_Work to be completed:_
Among the lines of the listing below, retype exactly those from the one containing "What React, TypeScript" through the one containing "import React from 'react';", both included. Do not include pictures.

_Supplied material:_

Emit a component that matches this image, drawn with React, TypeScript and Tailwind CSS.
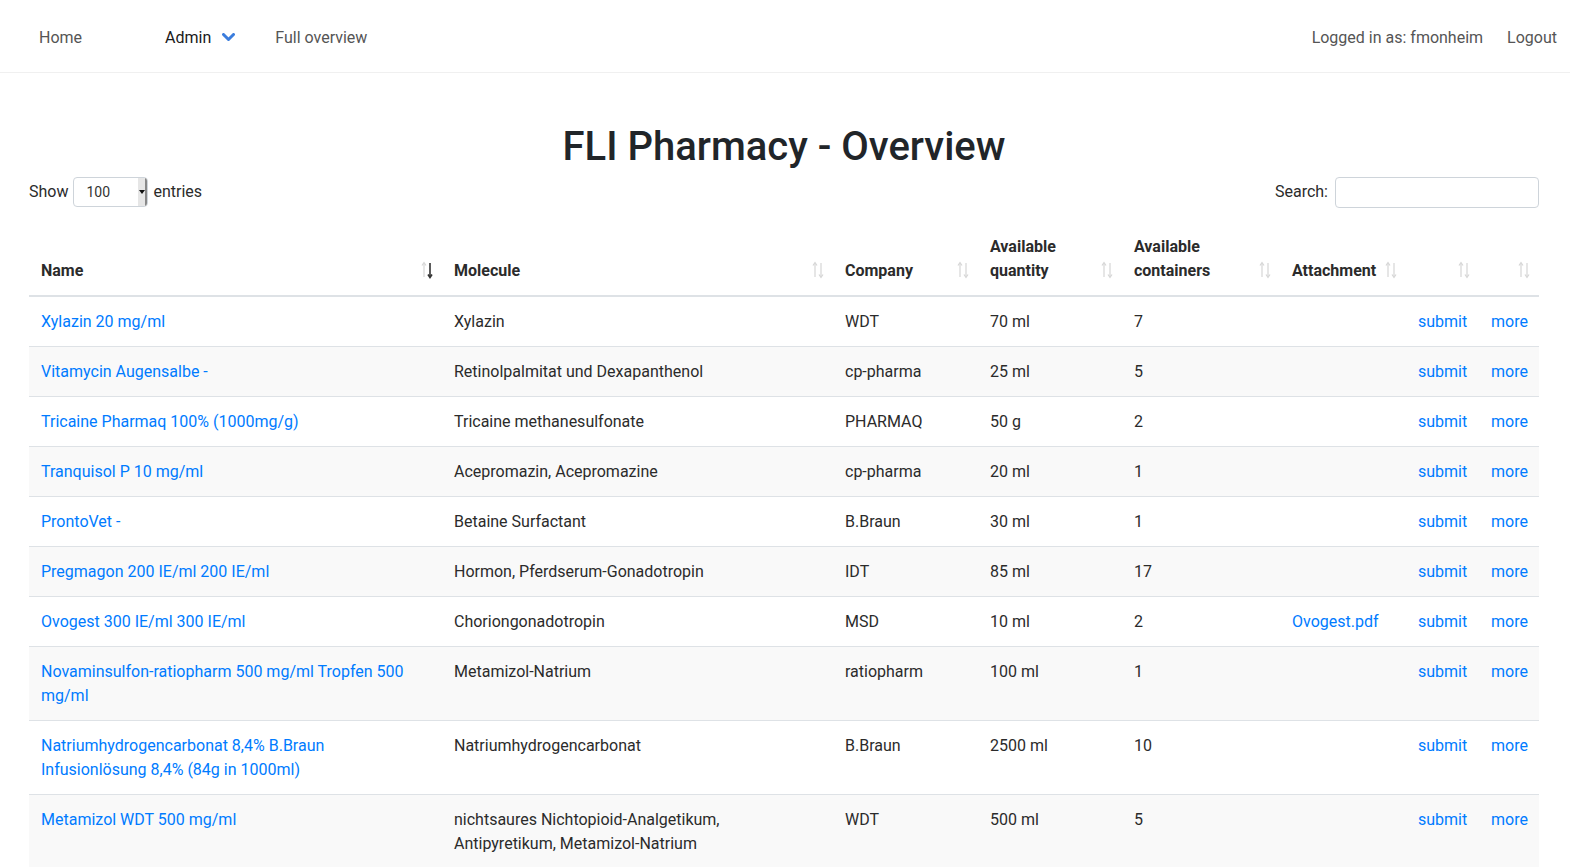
...
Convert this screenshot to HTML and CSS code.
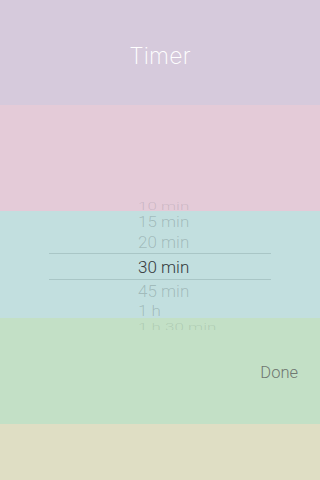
* * *
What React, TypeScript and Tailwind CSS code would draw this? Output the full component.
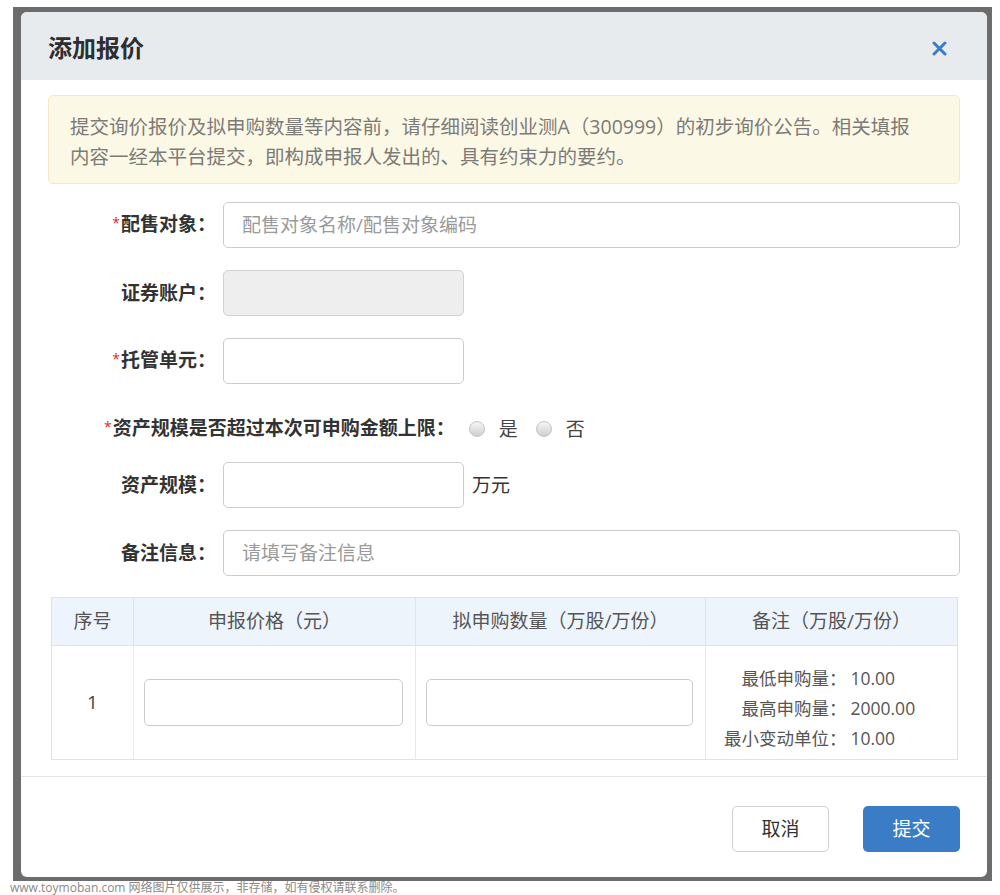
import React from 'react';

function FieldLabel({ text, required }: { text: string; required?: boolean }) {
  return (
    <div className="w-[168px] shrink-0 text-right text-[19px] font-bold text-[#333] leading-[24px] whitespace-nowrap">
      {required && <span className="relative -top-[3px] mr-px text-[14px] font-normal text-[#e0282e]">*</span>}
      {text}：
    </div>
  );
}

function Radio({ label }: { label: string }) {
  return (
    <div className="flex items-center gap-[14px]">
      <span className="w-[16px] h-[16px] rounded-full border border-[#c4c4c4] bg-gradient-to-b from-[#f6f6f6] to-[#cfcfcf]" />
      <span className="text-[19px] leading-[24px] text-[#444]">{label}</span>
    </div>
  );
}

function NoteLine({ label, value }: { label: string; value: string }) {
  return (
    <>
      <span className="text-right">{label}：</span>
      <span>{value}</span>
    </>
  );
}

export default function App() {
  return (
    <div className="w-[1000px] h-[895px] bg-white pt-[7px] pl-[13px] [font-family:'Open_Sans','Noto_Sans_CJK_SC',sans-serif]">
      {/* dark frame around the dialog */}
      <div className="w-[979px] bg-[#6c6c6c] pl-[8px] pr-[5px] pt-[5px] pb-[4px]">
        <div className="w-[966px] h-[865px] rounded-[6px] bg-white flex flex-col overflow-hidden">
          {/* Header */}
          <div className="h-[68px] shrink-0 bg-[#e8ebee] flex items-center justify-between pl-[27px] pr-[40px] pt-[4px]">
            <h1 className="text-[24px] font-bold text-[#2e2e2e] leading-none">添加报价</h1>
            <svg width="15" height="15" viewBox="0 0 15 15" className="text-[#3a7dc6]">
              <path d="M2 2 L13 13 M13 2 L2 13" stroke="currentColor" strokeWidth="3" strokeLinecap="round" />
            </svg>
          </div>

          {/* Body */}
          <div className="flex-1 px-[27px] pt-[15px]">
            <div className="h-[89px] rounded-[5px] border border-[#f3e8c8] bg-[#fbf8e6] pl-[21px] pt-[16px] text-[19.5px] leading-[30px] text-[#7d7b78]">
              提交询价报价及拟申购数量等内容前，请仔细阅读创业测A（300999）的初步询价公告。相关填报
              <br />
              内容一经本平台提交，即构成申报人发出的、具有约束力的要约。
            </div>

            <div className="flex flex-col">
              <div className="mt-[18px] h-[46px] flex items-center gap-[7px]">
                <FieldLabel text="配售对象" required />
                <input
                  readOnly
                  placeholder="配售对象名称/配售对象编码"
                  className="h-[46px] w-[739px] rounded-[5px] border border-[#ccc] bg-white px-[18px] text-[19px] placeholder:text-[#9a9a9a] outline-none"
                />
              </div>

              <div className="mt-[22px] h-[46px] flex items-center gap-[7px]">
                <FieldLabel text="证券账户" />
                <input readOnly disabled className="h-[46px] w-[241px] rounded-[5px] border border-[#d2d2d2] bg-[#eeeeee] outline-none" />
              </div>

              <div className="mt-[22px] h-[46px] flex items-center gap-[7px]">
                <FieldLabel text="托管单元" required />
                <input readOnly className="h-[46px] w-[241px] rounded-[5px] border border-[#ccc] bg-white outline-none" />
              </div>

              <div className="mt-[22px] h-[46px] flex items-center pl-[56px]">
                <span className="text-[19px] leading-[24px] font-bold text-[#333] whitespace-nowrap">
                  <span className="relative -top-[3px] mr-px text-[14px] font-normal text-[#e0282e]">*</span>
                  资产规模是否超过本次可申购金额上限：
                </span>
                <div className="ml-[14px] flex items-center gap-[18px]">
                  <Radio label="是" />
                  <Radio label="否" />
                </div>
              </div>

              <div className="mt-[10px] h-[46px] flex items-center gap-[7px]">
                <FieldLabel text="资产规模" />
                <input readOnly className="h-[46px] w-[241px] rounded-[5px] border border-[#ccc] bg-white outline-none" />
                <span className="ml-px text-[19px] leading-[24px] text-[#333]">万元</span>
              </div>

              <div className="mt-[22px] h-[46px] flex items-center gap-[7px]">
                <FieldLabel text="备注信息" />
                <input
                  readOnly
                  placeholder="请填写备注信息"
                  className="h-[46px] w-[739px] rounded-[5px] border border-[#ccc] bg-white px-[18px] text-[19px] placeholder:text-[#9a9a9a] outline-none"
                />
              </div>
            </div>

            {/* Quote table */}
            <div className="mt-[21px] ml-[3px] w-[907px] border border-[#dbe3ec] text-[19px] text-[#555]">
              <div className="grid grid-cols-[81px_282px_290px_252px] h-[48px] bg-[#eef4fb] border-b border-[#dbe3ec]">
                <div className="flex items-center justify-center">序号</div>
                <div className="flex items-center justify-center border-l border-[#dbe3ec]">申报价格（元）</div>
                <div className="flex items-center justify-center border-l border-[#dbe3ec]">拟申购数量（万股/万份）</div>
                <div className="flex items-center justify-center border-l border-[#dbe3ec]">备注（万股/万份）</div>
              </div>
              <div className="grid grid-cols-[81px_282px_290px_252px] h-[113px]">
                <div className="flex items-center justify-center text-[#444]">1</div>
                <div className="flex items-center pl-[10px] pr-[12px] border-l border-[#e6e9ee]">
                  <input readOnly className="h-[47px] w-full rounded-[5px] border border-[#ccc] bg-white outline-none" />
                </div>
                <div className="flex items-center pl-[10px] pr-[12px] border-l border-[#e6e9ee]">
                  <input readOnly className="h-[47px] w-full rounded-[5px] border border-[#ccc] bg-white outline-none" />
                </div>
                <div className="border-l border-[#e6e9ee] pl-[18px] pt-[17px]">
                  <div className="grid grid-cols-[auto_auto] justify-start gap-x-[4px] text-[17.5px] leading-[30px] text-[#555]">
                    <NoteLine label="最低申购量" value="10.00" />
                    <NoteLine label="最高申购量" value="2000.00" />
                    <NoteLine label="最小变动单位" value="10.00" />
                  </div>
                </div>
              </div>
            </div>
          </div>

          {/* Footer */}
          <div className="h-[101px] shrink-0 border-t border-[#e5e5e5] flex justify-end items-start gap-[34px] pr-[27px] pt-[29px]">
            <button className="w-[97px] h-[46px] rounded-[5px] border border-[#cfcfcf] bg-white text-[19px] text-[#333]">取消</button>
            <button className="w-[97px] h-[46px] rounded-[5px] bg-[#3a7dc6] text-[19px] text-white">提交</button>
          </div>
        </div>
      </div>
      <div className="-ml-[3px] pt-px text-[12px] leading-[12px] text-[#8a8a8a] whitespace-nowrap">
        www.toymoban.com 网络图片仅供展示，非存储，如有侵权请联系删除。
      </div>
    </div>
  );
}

_The response:_
What React, TypeScript and Tailwind CSS code would draw this? Output the full component.
import React from 'react';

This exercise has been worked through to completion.